St. Louis County Expands Program To Deliver COVID-19 Vaccine To Homebound Residents

Pharmacy Tech Madison Wilmes fills syringes with the coronavirus vaccine at Christian Hospital on March 4, 2021.
Sarah Fentem
/
St. Louis Public Radio
St. Louis County is expanding its program to distribute the COVID-19 vaccine to people who cannot leave their homes.

St. Louis County health officials are expanding a program that distributes the COVID-19 vaccine to homebound residents and people with disabilities who can’t travel to vaccination sites.

This week, the St. Louis County Department of Public Health will work with 15 fire and EMS districts in the county to help deliver the vaccine to homes and independent living facilities.

“We've lined up a lot of partners, and we already have a lot of people who have been asking us for this for quite some time,” said Spring Schmidt, St. Louis County deputy director of public health. “We really are trying to make like some economies of scale, like if someone is out with five doses, that they go to five houses that are relatively close to each other, but this is much more intense.”

The county had been working with five fire districts this month to help deliver vaccines through a pilot program. The county is expanding vaccination efforts to prioritize people who have no other choice than to have a vaccine delivered to their home, Schmidt said.

Advocates for homebound people and people with disabilities in the St. Louis region said many homebound residents need help getting the vaccine.

Some homebound residents can rely on family members or loved ones to drive them to schedule appointments, but not everyone can immediately respond when a vaccine becomes available,” said Dawn Chapman, a member of the county’s disability commission and a volunteer assisting with scheduling vaccine appointments.

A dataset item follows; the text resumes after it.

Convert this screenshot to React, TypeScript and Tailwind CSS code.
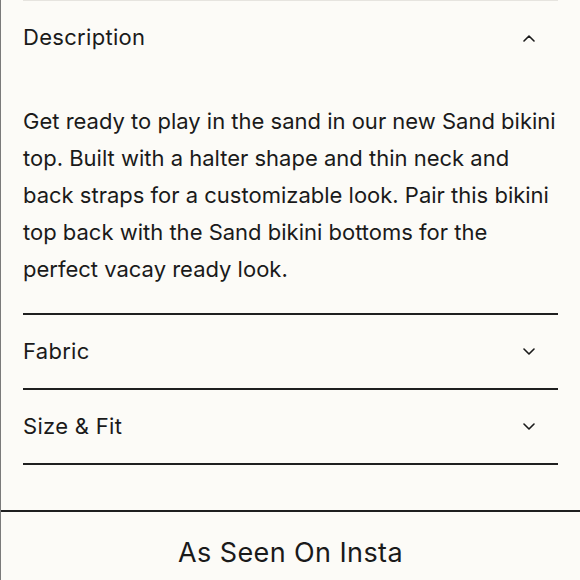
import React from 'react';

const Chevron = ({ up }: { up?: boolean }) => (
  <svg width="14" height="8" viewBox="0 0 14 8" fill="none" xmlns="http://www.w3.org/2000/svg">
    <path d={up ? 'M2 7L7 2L12 7' : 'M2 1L7 6L12 1'} stroke="#1a1a1a" strokeWidth="1.6" strokeLinecap="round" strokeLinejoin="round" />
  </svg>
);

const Row = ({ title }: { title: string }) => (
  <div className="h-[75px] flex items-center justify-between border-b-2 border-[#1f1f1f] pr-[22px]">
    <span className="text-[22px] tracking-[0.3px] text-[#1a1a1a]">{title}</span>
    <Chevron />
  </div>
);

export default function App() {
  return (
    <div
      className="w-[580px] h-[580px] bg-[#fcfbf7] border-l border-[#7a7a7a] flex flex-col overflow-hidden"
      style={{ fontFamily: 'Inter, "Noto Sans", sans-serif' }}
    >
      <div className="mx-[22px] border-t border-[#e6e4df] flex flex-col">
        {/* Description - open */}
        <div className="h-[73px] flex items-center justify-between pr-[22px]">
          <span className="text-[22px] tracking-[0.3px] text-[#1a1a1a]">Description</span>
          <Chevron up />
        </div>
        <div className="pt-[29px] pb-[25px] border-b-2 border-[#1f1f1f]">
          <p className="text-[22px] leading-[37px] text-[#1a1a1a] tracking-[0px]">
            Get ready to play in the sand in our new Sand bikini top. Built with a halter shape and thin neck and back straps for a customizable look. Pair this bikini top back with the Sand bikini bottoms for the perfect vacay ready look.
          </p>
        </div>
        <Row title="Fabric" />
        <Row title="Size &amp; Fit" />
      </div>

      <div className="mt-[45px] border-t-2 border-[#1f1f1f] flex justify-center pt-[21px]">
        <h2 className="text-[27px] tracking-[0.4px] text-[#1a1a1a]">As Seen On Insta</h2>
      </div>
    </div>
  );
}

That’s why it’s important to take the vaccine to them, she said.

“If you are registered, and you get a phone call, or you get an email saying, ‘hey, you're up, it's your time’ well, you have to find somebody very quickly to be able to get you to your vaccine,” Chapman said.

Registering for the vaccine also is a hurdle for some, especially people who may not have internet access or a cell phone, Chapman said.

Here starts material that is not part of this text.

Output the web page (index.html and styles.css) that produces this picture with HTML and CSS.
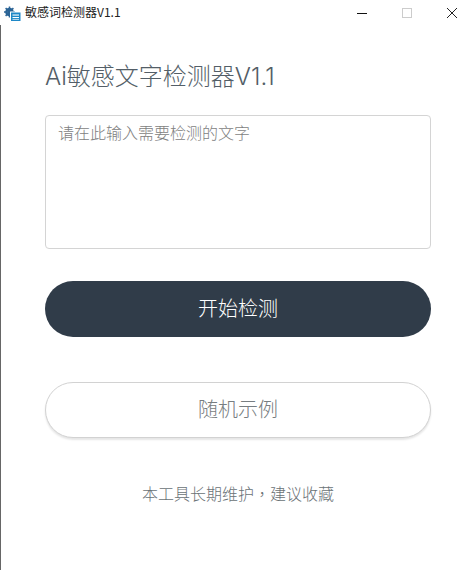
FILE: index.html
```html
<!DOCTYPE html>
<html lang="zh-CN">
<head>
<meta charset="utf-8">
<title>敏感词检测器V1.1</title>
<link rel="stylesheet" href="styles.css">
</head>
<body>
<div class="window">
  <header class="titlebar">
    <svg class="app-icon" width="18" height="18" viewBox="0 0 18 18" aria-hidden="true">
      <circle cx="6.500" cy="8" r="3.200" fill="none" stroke="#2b6496" stroke-width="2.200"/>
      <path d="M6.500 2.500V13.500M1 8H12M2.600 4.100L10.400 11.900M10.400 4.100L2.600 11.900" stroke="#2b6496" stroke-width="1.500"/>
      <rect x="7" y="7.500" width="11" height="10" fill="#fff"/>
      <rect x="8" y="8.500" width="9.500" height="8.500" fill="#1e88c7"/>
      <rect x="9.500" y="10.500" width="6.500" height="1.100" fill="#fff"/>
      <rect x="9.500" y="13" width="6.500" height="1.100" fill="#fff"/>
      <rect x="9.500" y="15" width="6.500" height="0.800" fill="#cfe6f5"/>
    </svg>
    <span class="app-title">敏感词检测器V1.1</span>
    <div class="controls">
      <svg class="ctl" width="12" height="12" viewBox="0 0 12 12" aria-hidden="true"><path d="M1 6.500H11" stroke="#111" stroke-width="1"/></svg>
      <svg class="ctl" width="12" height="12" viewBox="0 0 12 12" aria-hidden="true"><rect x="1.500" y="1.500" width="9" height="9" fill="none" stroke="#ccc" stroke-width="1"/></svg>
      <svg class="ctl" width="12" height="12" viewBox="0 0 12 12" aria-hidden="true"><path d="M1 1L11 11M11 1L1 11" stroke="#222" stroke-width="1"/></svg>
    </div>
  </header>
  <main class="content">
    <h1 class="heading">Ai敏感文字检测器V1.1</h1>
    <textarea class="input" placeholder="请在此输入需要检测的文字"></textarea>
    <button class="btn btn-primary" type="button">开始检测</button>
    <button class="btn btn-secondary" type="button">随机示例</button>
    <p class="note">本工具长期维护<span class="comma" lang="zh-TW">，</span>建议收藏</p>
  </main>
</div>
</body>
</html>
```
FILE: styles.css
```css
* { box-sizing: border-box; }
html, body { margin: 0; padding: 0; background: #fff; }
body {
  font-family: "Inter", "Noto Sans CJK SC", sans-serif;
  width: 474px;
  height: 570px;
  overflow: hidden;
}
.window {
  width: 474px;
  height: 570px;
  border-left: 1px solid #666;
  display: flex;
  flex-direction: column;
}
.titlebar {
  height: 25px;
  flex: none;
  display: flex;
  align-items: center;
  padding: 0 0 0 3px;
  margin-left: -1px;
  background: #fff;
}
.app-icon { flex: none; }
.app-title {
  margin-left: 4px;
  padding-bottom: 3px;
  font-size: 12px;
  color: #222;
  font-family: "Noto Sans CJK SC", sans-serif;
}
.controls {
  margin-left: auto;
  margin-right: 16px;
  display: flex;
  gap: 33px;
}
.content {
  padding: 0 0 0 44px;
  display: flex;
  flex-direction: column;
  align-items: flex-start;
}
.heading {
  margin: 36px 0 0;
  font-size: 24px;
  line-height: 32px;
  font-weight: 300;
  color: #535e67;
  font-family: "Inter", "Noto Sans CJK SC", sans-serif;
}
.input {
  display: block;
  margin-top: 22px;
  width: 386px;
  height: 134px;
  resize: none;
  padding: 5px 12px;
  border: 1px solid #d4d4d4;
  border-radius: 4px;
  outline: none;
  font-family: "Noto Sans CJK SC", sans-serif;
  font-size: 16px;
  font-weight: 300;
  line-height: 22px;
}
.input::placeholder { color: #7e7e7e; opacity: 1; }
.btn {
  display: block;
  width: 386px;
  height: 56px;
  border-radius: 28px;
  font-family: "Noto Sans CJK SC", sans-serif;
  font-size: 20px;
  font-weight: 300;
  padding: 0 0 4px;
}
.btn-primary {
  margin-top: 32px;
  background: #303c49;
  color: #fff;
  border: none;
}
.btn-secondary {
  margin-top: 45px;
  background: #fff;
  color: #777d81;
  border: 1px solid #d2d2d2;
  box-shadow: 0 2px 2px rgba(0, 0, 0, 0.1);
}
.note {
  margin: 44px 0 0;
  width: 386px;
  text-align: center;
  font-size: 16px;
  font-weight: 300;
  line-height: 22px;
  color: #6a7276;
  font-family: "Noto Sans CJK SC", sans-serif;
}
.comma {
  font-family: "Noto Sans CJK TC", sans-serif;
}
```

She'd like the county to allow people who register for the vaccine online to indicate that they are unable to leave their homes.

Schmidt said people who are homebound, even if they’ve already registered with the county, should call the county’s hotline to inform the health department that they are homebound. Schmidt said after determining eligibility, a staff member will add the person to a list of homebound people who need someone to bring the vaccine to them.

The region's health officials need to ensure that people who are most vulnerable have access to the vaccine, said Aimee Wehmeier, the president of Paraquad, an organization that provides services to people with disabilities.

“This is really an opportunity to call out to the community, and to say, hey, think about your neighbors and family members who may not have access, or may not be on the minds of folks, but who really need the vaccine,” Wehmeier said. “I think there are a lot of folks out there who want to help, but it's also going to help us to have the community help educate people about the availability of a vaccine.”

Homebound residents can call 314-615-2660 to be added to the county’s homebound list.